Tend to agree. Although the law always values life over property, I believe these hammer-wielding, gun-toting thugs are a clear exception to that concept.
These thugs are not just run-of-the-mill thieves hitting the local Qwik Shop; they are very organized and ready to do violence on anyone who would dare to try and stop them. That being the case, I believe that business owners are justified to use deadly force.
A nation of men, not laws.
The idea here is to provide a new law for organized looting. It is more than just retail theft. It should qualify for the highest felony. Every participant should be charged with the full value of the theft and destruction and there should be additional charges for damage (equivalent to wanton destruction) and for using weapons to aid in the theft and intimidate (equivalent to mayhem.) Make it clear that this kind of behavior will not be tolerated. Damage calculations should include lost profits and losses required to restock and reopen.
Honestly, I’d have no problem with just gunning the perpetrators down in the street. Put me on the jury and no one’s getting convicted.
Sadly the politicals in power do not share your point of view. Quite the opposite.
You are not cynical enough. It is not that the prosecutors don’t care, they do care and they want criminals running amok in the hope that it ushers in a strong-arm commie government. It is all part of a plan.
It might also count as terrorism, since some people consider looting to be political speech.
The law should not do so. Property is mine too. Deadly force to protect it makes sense.
I spent my time, which I cannot get back, to get my property. That is stealing my life.
Very good suggestions, but we are talking about California. A more simple and direction solution would be to follow Florida’s example and make it clear that crimes will be prosecuted.
Honestly, I am eating this up with a SPOON. Pass stupid laws, get stupid behavior.

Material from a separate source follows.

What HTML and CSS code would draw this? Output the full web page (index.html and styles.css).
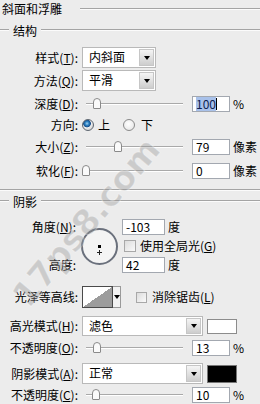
FILE: index.html
```html
<!DOCTYPE html>
<html lang="zh">
<head>
    <meta charset="UTF-8">
    <meta name="viewport" content="width=device-width, initial-scale=1.0">
    <title>斜面和浮雕</title>
    <link rel="stylesheet" href="styles.css">
</head>
<body>
    <div class="panel">
        <div class="title"><span>斜面和浮雕</span><i class="rule"></i></div>

        <div class="head h-struct"><i class="rule lead"></i><span>结构</span><i class="rule"></i></div>

        <div class="row r-style">
            <label class="lbl">样式(<u>T</u>):</label>
            <div class="select short"><span class="val">内斜面</span><b class="btn"></b></div>
        </div>
        <div class="row r-method">
            <label class="lbl">方法(<u>Q</u>):</label>
            <div class="select short"><span class="val">平滑</span><b class="btn"></b></div>
        </div>
        <div class="row r-depth">
            <label class="lbl">深度(<u>D</u>):</label>
            <div class="slider"><i class="track"></i><b class="thumb" style="left: 11px"></b></div>
            <div class="num"><span class="picked">100</span><i class="caret"></i></div>
            <span class="unit">%</span>
        </div>
        <div class="row r-dir">
            <label class="lbl">方向:</label>
            <i class="radio on"></i><span class="opt">上</span>
            <i class="radio r2"></i><span class="opt o2">下</span>
        </div>
        <div class="row r-size">
            <label class="lbl">大小(<u>Z</u>):</label>
            <div class="slider"><i class="track"></i><b class="thumb" style="left: 32px"></b></div>
            <div class="num">79</div>
            <span class="unit">像素</span>
        </div>
        <div class="row r-soft">
            <label class="lbl">软化(<u>F</u>):</label>
            <div class="slider"><i class="track"></i><b class="thumb" style="left: 0px"></b></div>
            <div class="num">0</div>
            <span class="unit">像素</span>
        </div>

        <i class="rule divider"></i>

        <div class="head h-shadow"><i class="rule lead"></i><span>阴影</span><i class="rule"></i></div>

        <div class="angle">
            <label class="lbl a-lbl">角度(<u>N</u>):</label>
            <div class="dial">
                <svg width="32" height="32" viewBox="0 0 32 32">
                    <rect x="15" y="15" width="3" height="3" fill="#000"/>
                    <path d="M14 22.5h5M16.5 20v5" stroke="#222" stroke-width="1"/>
                </svg>
            </div>
            <div class="a-ctl a-1"><div class="num wide">-103</div><span class="unit">度</span></div>
            <div class="a-ctl a-2"><i class="check"></i><span class="opt">使用全局光(<u>G</u>)</span></div>
            <label class="lbl a-lbl a-3">高度:</label>
            <div class="a-ctl a-4"><div class="num wide">42</div><span class="unit">度</span></div>
        </div>

        <div class="row r-contour">
            <label class="lbl">光泽等高线:</label>
            <div class="contour"><i class="curve"></i><b class="drop"></b></div>
            <i class="check c2"></i><span class="opt">消除锯齿(<u>L</u>)</span>
        </div>
        <div class="row r-hmode">
            <label class="lbl">高光模式(<u>H</u>):</label>
            <div class="select long"><span class="val">滤色</span><b class="btn"></b></div>
            <i class="swatch white"></i>
        </div>
        <div class="row r-op1">
            <label class="lbl">不透明度(<u>O</u>):</label>
            <div class="slider"><i class="track"></i><b class="thumb" style="left: 11px"></b></div>
            <div class="num">13</div>
            <span class="unit">%</span>
        </div>
        <div class="row r-smode">
            <label class="lbl">阴影模式(<u>A</u>):</label>
            <div class="select long"><span class="val">正常</span><b class="btn"></b></div>
            <i class="swatch black"></i>
        </div>
        <div class="row r-op2">
            <label class="lbl">不透明度(<u>C</u>):</label>
            <div class="slider"><i class="track"></i><b class="thumb" style="left: 10px"></b></div>
            <div class="num">10</div>
            <span class="unit">%</span>
        </div>

        <div class="wm">17ps8.com</div>
    </div>
</body>
</html>
```

FILE: styles.css
```css
* {
    box-sizing: border-box;
}
body {
    margin: 0;
    background-color: #ececec;
    font: 12px/16px "Noto Sans CJK SC", sans-serif;
    color: #000;
}
.panel {
    position: relative;
    width: 260px;
    height: 404px;
    overflow: hidden;
}
u {
    text-decoration: underline;
    text-underline-offset: 1px;
}
.rule {
    display: block;
    flex: 1;
    height: 2px;
    border-top: 1px solid #a4a4a4;
    border-bottom: 1px solid #fbfbfb;
}
.title {
    display: flex;
    align-items: center;
    height: 18px;
    padding-left: 2px;
}
.title .rule {
    margin-left: 18px;
}
.head {
    display: flex;
    align-items: center;
    height: 18px;
}
.head .rule {
    margin-bottom: 2px;
}
.head .lead {
    flex: none;
    width: 9px;
}
.head span {
    margin: 0 4px;
}
.h-struct { margin-top: 4px; }
.divider { margin-top: 9px; flex: none; }
.h-shadow { margin-top: 2px; }

.row {
    display: flex;
    align-items: center;
}
.lbl {
    flex: none;
    width: 78px;
    margin-right: 4px;
    text-align: right;
    white-space: nowrap;
}
.r-style { margin-top: 7px; height: 21px; }
.r-method { margin-top: 2px; height: 21px; }
.r-depth { margin-top: 4px; height: 18px; }
.r-dir { margin-top: 3px; height: 18px; }
.r-size { margin-top: 4px; height: 18px; }
.r-soft { margin-top: 6px; height: 18px; }
.r-contour { margin-top: 12px; height: 22px; }
.r-hmode { margin-top: 8px; height: 20px; }
.r-op1 { margin-top: 4px; height: 16px; }
.r-smode { margin-top: 7px; height: 21px; }
.r-op2 { margin-top: 3px; height: 16px; }

/* dropdowns */
.select {
    display: flex;
    height: 21px;
    background-color: #fff;
    border: 1px solid #b9b9b9;
}
.select.short { width: 74px; }
.select.long { width: 121px; height: 20px; }
.r-smode .select { height: 21px; }
.select .val {
    flex: 1;
    padding-left: 6px;
    line-height: 18px;
}
.btn {
    display: flex;
    align-items: center;
    justify-content: center;
    width: 15px;
    margin: 1px;
    background: linear-gradient(#f5f5f5, #cdcdcd);
    border: 1px solid #c6c6c6;
}
.btn::after, .drop::after {
    content: "";
    border-top: 4px solid #000;
    border-left: 3.5px solid transparent;
    border-right: 3.5px solid transparent;
}

/* sliders */
.slider {
    position: relative;
    display: flex;
    align-items: center;
    width: 104px;
    height: 16px;
    margin-right: 6px;
}
.track {
    display: block;
    flex: 1;
    height: 2px;
    margin: 0 3px 0 4px;
    border-top: 1px solid #a9a9a9;
    border-bottom: 1px solid #fff;
}
.thumb {
    position: absolute;
    top: 2px;
    width: 8px;
    height: 11px;
    background-color: #fafafa;
    border: 1px solid #8a8a8a;
    border-radius: 4px 4px 1px 1px;
}

/* number fields */
.num {
    display: flex;
    align-items: center;
    width: 38px;
    height: 16px;
    padding-left: 3px;
    background-color: #fff;
    border: 1px solid #a3a8b0;
    line-height: 14px;
}
.num.wide { width: 43px; }
.picked {
    background-color: #a8c1ea;
    color: #0d1f52;
}
.caret {
    display: block;
    width: 1px;
    height: 12px;
    background-color: #000;
}
.unit {
    margin-left: 3px;
}

/* radios and checks */
.radio {
    display: block;
    flex: none;
    width: 12px;
    height: 12px;
    border-radius: 50%;
    border: 1px solid #8a8a8a;
    background: radial-gradient(circle at 45% 40%, #fff, #e2e2e2);
}
.radio.on {
    background: radial-gradient(circle at 40% 35%, #9fd0f0 0, #2a7fc0 2px, #1a4f8a 3.5px, #f0f0f0 4.2px, #d9d9d9 6px);
    border-color: #5e6670;
}
.radio.r2 { margin-left: 13px; }
.opt { margin-left: 4px; white-space: nowrap; }
.o2 { margin-left: 6px; }
.check {
    display: block;
    flex: none;
    width: 12px;
    height: 12px;
    border: 1px solid #a8a8a8;
    background: linear-gradient(135deg, #dcdcdc, #fafafa);
}

/* angle block */
.angle {
    display: grid;
    grid-template-columns: 81px 41px 1fr;
    grid-template-rows: 18px 18px 18px;
    row-gap: 1px;
    margin-top: 7px;
}
.a-lbl {
    width: auto;
    margin: 0;
    padding-right: 5px;
    align-self: center;
}
.a-3 { grid-row: 3; grid-column: 1; }
.dial {
    grid-column: 2;
    grid-row: 1 / 4;
    align-self: center;
    width: 37px;
    height: 37px;
    border-radius: 50%;
    border: 2px solid #6a707c;
    background-color: #f4f4f4;
}
.dial svg { display: block; }
.a-ctl {
    display: flex;
    align-items: center;
    grid-column: 3;
}
.a-1 { grid-row: 1; }
.a-2 { grid-row: 2; padding-left: 2px; }
.a-4 { grid-row: 3; }

/* contour */
.contour {
    display: flex;
    height: 22px;
}
.curve {
    display: block;
    width: 31px;
    border: 1px solid #4a4a4a;
    background: linear-gradient(to bottom right, #fff 50%, #9c9c9c 50%);
}
.drop {
    display: flex;
    align-items: center;
    justify-content: center;
    width: 8px;
    background-color: #f2f2f2;
    border: 1px solid #9a9a9a;
    border-left: none;
}
.check.c2 {
    width: 11px;
    height: 11px;
    margin-left: 15px;
}
.r-contour .opt { margin-left: 5px; }

/* colour swatches */
.swatch {
    display: block;
    width: 30px;
    margin-left: 4px;
    border: 1px solid #8c8c8c;
}
.swatch.white { height: 15px; background-color: #fff; }
.swatch.black { height: 18px; background-color: #000; border-color: #777; }

/* watermark */
.wm {
    position: absolute;
    left: 86px;
    top: 222px;
    transform: translate(-50%, -50%) rotate(-50deg);
    font: bold 34px "DejaVu Sans", sans-serif;
    color: rgba(150, 150, 150, 0.4);
    -webkit-text-stroke: 1px rgba(255, 255, 255, 0.35);
    white-space: nowrap;
    pointer-events: none;
}
```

These flash movs will continue to be overwhelmingly black too, unless the hispanics want to get in on their own raids. Theyw ill not be integrated even between black and brown in any meaningful way. Why? Among other reasons, the whole way this works is that so long as the looters are black, then doing anything about it is “racist”. Mentioning or even noticing this is also “racist”.
The whole process is a race weapon aimed at law and order, at western civilization, and almost incidentally, at white people. Once the Marxists who continually refine this weapon have taken over, only then will all races be equally worthless in the eyes of The Party. Khmer Oakland.
So I’m not too concerned about how to stop this sort of thing. It’s obvious — roll back the changes that led to it. The communities which refuse to do that are not actually going to countenance any other proposal to stop it. So let it roll. Pass stupid laws, get stupid behavior.
/popcorn
The failure to prosecute, and the failure of prosecutors to request a bail amount in a bail hearing is leading to organized retail theft. This failure has also lead to more serious violent crimes committed by repeat offenders.
Criminals understand the system, and they know to take advantage of this breakdown. They will commit crimes in cities, and counties that have a Soros prosecutor. They will avoid cities and counties that will prosecute crimes.
Zackly. Like I said, /popcorn.
Doug,
Thanks, but you didn’t answer my question.
Mark, I’ve learned to read your comments for a subtext (you’re one fart smeller) but in this case, it seems the answer is obviously a case of the more obvious being clearly implier by the statement of the less obvious. The answer to your first sentence is YES, and the answer to your second is NO.
I feel justified in answering this for the author of the OP as it is indeed obvious.
Good.
Now we must both learn never to do that.
We must make it our second goal not only to know what the other meant by what he or she did write, but to not assume that he meant something that he did not write.
Each of us must learn to take every statement, and every question, from the other literally. Every question the other writes is only a question, never a statement. He means everything he writes, but only what he writes.
It’s fine to guess where something, a line of questioning, is going, because it will help us to avoid careless reading and thinking that will waste our time. Obviously, in searching for the truth, a person only raises a question for some reason. But we must leave these guesses out of our responses. To wait for the response.
Inconceivable, Jamie!
Gotta complete the square here: we must also make it a primary goal to know what the other meant or did not mean by what he or she did or did not write, and to self-flagellate (enunciate carefully!) for any failure. Anything less is not worthy of the duck-pond philosophers’ conversation.
That’s essentially what the RICO Act does. It was passed to combat organized crime, and that’s exactly what the looting sprees are. The federal law was also implemented by many states. So the laws are in place. The prosecutors are not. Maybe public opinion will catch up with the problem soon.
Yes, it is, and has been for some time. Y0u can put all the tough-guy laws on the books all day but if they don’t prosecute, or don’t prosecute to the fullest extent, you reinforce the messaging that you’ll get away with it.
https://capitalresearch.org/article/soros-funded-district-attorneys-linked-to-increases-in-violent-crime/
Good discussion. The minorities that live in areas affected have to raise political hell. The urban upper classes aren’t affected and run things so won’t fix it. Leave the cities and states run by liberal Democrats and concentrate on ways to avoid the same problem in cities and states still run by sane people.